Astigmatism-correcting optical system, projection exposure apparatus using the optical system and device manufacturing method

In a projection exposure apparatus, two plane-parallel plates, which are equal in thickness and refractive index, are interposed between a projection optical system and a wafer. By tilting these two plane-parallel plates at the same angle in opposite directions with respect to the optical axis of the optical system by means of an adjusting device, astigmatism caused in the optical system by exposure is corrected. The amount of astigmatism is calculated by a calculating device based on the amount of light incident on the optical system per unit of time which is obtained according to the output of a light amount sensor.

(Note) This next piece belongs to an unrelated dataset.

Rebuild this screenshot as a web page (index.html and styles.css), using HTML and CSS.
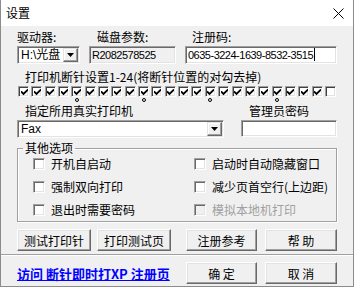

BACKGROUND OF THE INVENTION 
1. Field of the Invention 
The present invention relates to an aberration-correcting optical system, a 
projection exposure apparatus, and a device manufacturing method, and more 
particularly, to an aberration-correcting optical system, a projection 
exposure apparatus used in manufacturing a semiconductor chip such as an 
IC and an LSI, an image pickup device such as a CCD and a display device 
such as a liquid crystal panel, and a device manufacturing method. 
2. Description of the Related Art 
In a scanning type exposure apparatus, since the cross section of 
illumination rays for illuminating a mask is shaped like a rectangle or an 
arc which extends in an orthogonal direction orthogonal to the scanning 
direction, the cross section of imaging rays produced from a mask pattern 
also extends in the orthogonal direction. If such imaging rays enter a 
projection optical system (a system composed of lenses or a combination 
system of lenses and mirrors), the lenses in the projection optical system 
absorb part of the imaging rays, and this causes the refractive index 
distribution and the deformation condition of a refracted plane in the 
scanning direction to differ from those in the orthogonal direction. 
Therefore, the best focal position (best imaging position) in a pattern in 
which the illumination rays are diffracted mainly in the scanning 
direction and the diffracted rays are made incident on the projection 
optical system differs from that in a pattern in which the illumination 
rays are diffracted mainly in the orthogonal direction and the diffracted 
rays are made incident on the projection optical system (this difference 
is hereinafter referred to as "astigmatism"). 
In order to solve the above problem, the applicant of this application 
proposes in Japanese Patent Laid-Open No. 8-008178 that a heating means 
for heating a projection optical system should be placed so that the 
refractive index distribution of the lens and the deformation condition of 
the refracted plane in the scanning direction is almost equal to those in 
the orthogonal direction. 
SUMMARY OF THE INVENTION 
Accordingly, it is an object of the present invention to provide an 
improved astigmatism-correcting optical system, an improved projection 
exposure apparatus, and an improved device manufacturing method. 
An astigmatism-correcting optical system of the present invention comprises 
two transparent plane-parallel plates which are arranged along an optical 
axis and are equal in refractive index and thickness, and means for 
turning the two plane-parallel plates so as to cause them to tilt at the 
same angle in opposite directions with respect to the optical axis. 
A projection exposure apparatus of the present invention comprises means 
for illuminating a mask, a projection optical system for projecting a 
pattern of the mask onto a substrate, the astigmatism of the projection 
optical system being variable, and a correction optical system for 
correcting the astigmatism. The correction optical system includes two 
transparent plane-parallel plates which are arranged along an optical axis 
and are equal in refractive index and thickness, and means for turning the 
two plane-parallel plates so as to cause them to tilt at the same angle in 
opposite directions with respect to the optical axis. 
A device manufacturing method of the present invention comprises a step of 
transferring a device pattern onto a substrate by using the above 
projection exposure apparatus. 
The present invention is intended for a so-called scanning type projection 
exposure apparatus for exposing a substrate while scanning a mask and the 
exposed substrate, on which a mask pattern is projected, with respect to a 
projection optical system and slit illumination rays, and a non-scan 
projection exposure apparatus for exposing a substrate while keeping a 
mask and the exposed substrate, on which a mask pattern is projected, 
almost stationary with respect to a projection optical system and 
illumination rays. The present invention is also intended for the nonscan 
projection exposure apparatus because this kind of apparatus has the same 
problem as that of the abovementioned scanning projection exposure 
apparatus when an illumination area on a mask is shaped like a rectangle 
whose length-to-width ratio is significantly deviated from 1.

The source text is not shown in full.